Dopo il Covid siamo ostaggio delle risse tra governatori. Un report frena il liberi tutti. Nelle prossime ore vertice decisivo a Palazzo Chigi

Sono ore cruciali queste per i rapporti fra il governo centrale e le regioni. Gli scontri e le differenze di vedute sulle strategie di contenimento della pandemia in questi mesi non sono mancati ma adesso, fra la diatriba sull’election day e le polemiche sulle riaperture tra regioni dopo il 3 giugno, siamo davvero arrivati al tutti contro tutti. La prima avvisaglia di terremoto si è avuta due giorni fa sulla possibile data delle prossime elezioni regionali, finita con una litigata molto accesa fra la titolare del Viminale Lamorgese e il governatore della Campania De Luca che, insieme a Zaia, Toti ed Emiliano avrebbe voluto anticipare il giorno delle consultazioni fissato per il 20 settembre, specie dopo un accordo faticosamente trovato in conferenza delle regioni con il ministro Boccia sulla data del 13 settembre che aveva messo d’accordo tutti.

Lo stesso Boccia che in questi ultimi giorni ha dovuto destreggiarsi fra altri fronti “caldi”, dalle polemiche sugli assistenti civici (anche in questo caso con le regioni schierate contro) e l’ultima querelle in ordine di tempo, cioè quella sul passaporto sanitario.
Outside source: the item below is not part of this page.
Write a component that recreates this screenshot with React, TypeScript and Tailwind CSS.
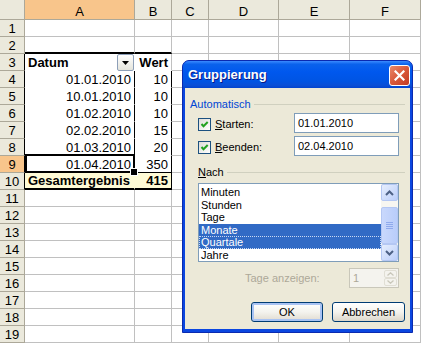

Il suo maggiore sostenitore, il governatore leghista della Sardegna Christian Solinas, avrebbe voluto infatti chiedere una sorta di attestato di negatività al coronavirus ai turisti sbarcati sull’isola per le vacanze estive, seguito a ruota dal suo collega siciliano Nello Musumeci ma sulla fattibilità del progetto il ministro per gli Affari regionali è stato chiaro: “Rileggete l’articolo 120 della Costituzione: una regione non può adottare provvedimenti che ostacolino la libera circolazione delle persone. Se tutte le regioni ripartono, ripartono senza distinzioni sul profilo dei cittadini di ogni regione, la distinzione tra cittadini di una città rispetto all’altra non è prevista, se siamo sani ci muoviamo. Diverso è prevedere una fase di quarantena, ma non siamo in quella condizione. E anche in quel caso ci vuole un accordo tra le parti”.

Sembra aver capito l’antifona il governatore siciliano che, ieri in giornata dopo un’aspra polemica a distanza col sindaco di Milano Beppe Sala affida ad una nota la rettifica: “L’amico Sala se vuole venire in Sicilia, con piacere: non gli chiederemo alcuna patente, neppure quella dell’auto. Chiunque vorrà venire in Sicilia rispettando protocollo sicurezza sarà il benvenuto”. In realtà la sua richiesta era stata molto esplicita: “A chi arriva in Sicilia chiederemo garanzie sullo stato di salute, informazioni sulla situazione familiare a proposito di malattie e virus e altre notizie. Nelle prossime ore decideremo che cosa deve presentare un turista lombardo o di altra provenienza”. Subito si era smarcato dal governatore il commissario dell’Azienda servizi municipalizzati (Asm) di Taormina Antonio Fiumefreddo: “Il sindaco Sala e con lui tutti i milanesi e lombardi saranno i benvenuti a Taormina. Non servono inquietanti patenti sanitarie”.

Altro fronte aperto quello fra la Regione Lombardia, che con il suo presidente Attilio Fontana (nella foto) pressa il Governo per riaprire il 3 giugno portando a sostegno gli ultimi dati, e la Fondazione Gimbe. Il suo presidente Nino Cartabellotta ha infatti espresso notevoli perplessità sulla possibile apertura agli spostamenti dei lombardi, tanto da “guadagnarsi” una querela da parte della Regione stessa che, si legge in una nota, afferma si tratti di “un atto inevitabile, dopo quanto affermato dal presidente della fondazione che, parlando dei dati sanitari della Lombardia, ha dichiarato, fra l’altro, che si combinano dei magheggi sui numeri”. Insomma, il summit decisivo atteso nelle prossime ore a Palazzo Chigi per sbrogliare l’intricata matassa della riapertura della mobilità tra le varie parti d’Italia si annuncia alquanto movimentato.